A number of us have been there when the drive controller has failed and destroyed a raid 5 array. Risk of data loss is not just the probability of individual drive failure. There are far more risks which is why people suggest having a backup.

In the end it's up to you. If you lose all the data and you won't care then just use a raid 5. If there is data you care about keep a copy on a separate device.

Best practice is always 3-2-1 backups, 3 copies, 2 on-site and 1 off-site.

Yeah the data is not vital. It would be incredibly annoying to have to dig and find every episode of The Simpsons again and re-rip my entire DVD collection but it's not stuff I can't get back. Absolutely not worth thousands backing up, but definitely worth buying an extra drive or two if that would keep me safe if one drive died.

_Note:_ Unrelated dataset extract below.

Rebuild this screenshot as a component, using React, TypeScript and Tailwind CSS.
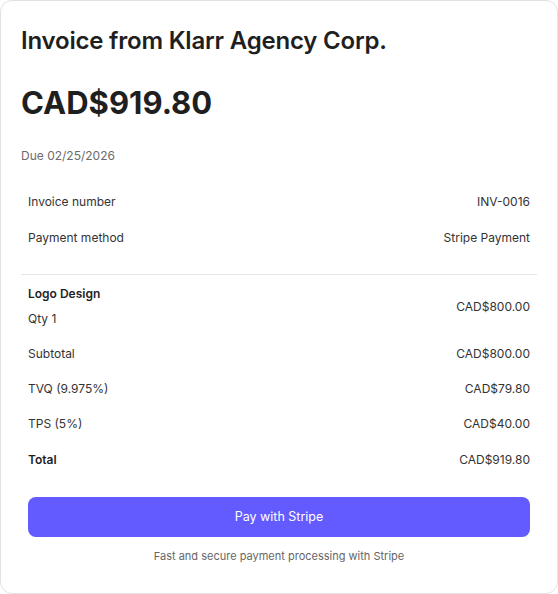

I already have important data (family photos and videos, financial stuff) on several hard drives. I just read about RAID and how you only need like 50 TB total for 40 TB of used space and should be safe if a disk ever dies, but if it's possible the RAID5 setup actually increases my chance of data loss (it seems like you are saying if my RAID card dies then I can lose literally everything?) then I obviously would not want that.

Zorak of Michigan posted:

Even then, even if everyone else fails to talk you out of this, at least use RAID 6. 5 just doesn't cut it anymore.

I looked into RAID6 and it seems like you can only use RAID hardware cards with it and it does not support USB drives, or else I definitely would have done that.

frh fucked around with this message at 20:28 on Mar 15, 2019

Droo
Jun 25, 2003

WWWWWWWWWWWWWWWWWW posted:

Jesus Christ why do you have to be such an obtuse prick? :psyduck: There's nothing "confusing" about what I am asking. I have 15 hard drives, I'm not buying 15 more for thousands of dollars just to copy and paste everything and store it in a loving bunker. I was just asking if I can get away with only needing to buy 2 or 3 extra empty drives to have some sort of protection if a single drive suddenly dies. I've never had more than 1 drive in a loving year die in my 32 years on this planet, let alone five in a day. I'll just not bother doing RAID or backing anything up, then; thanks for the help as always! :rolleyes:

You are seriously 32 years old and wrote this?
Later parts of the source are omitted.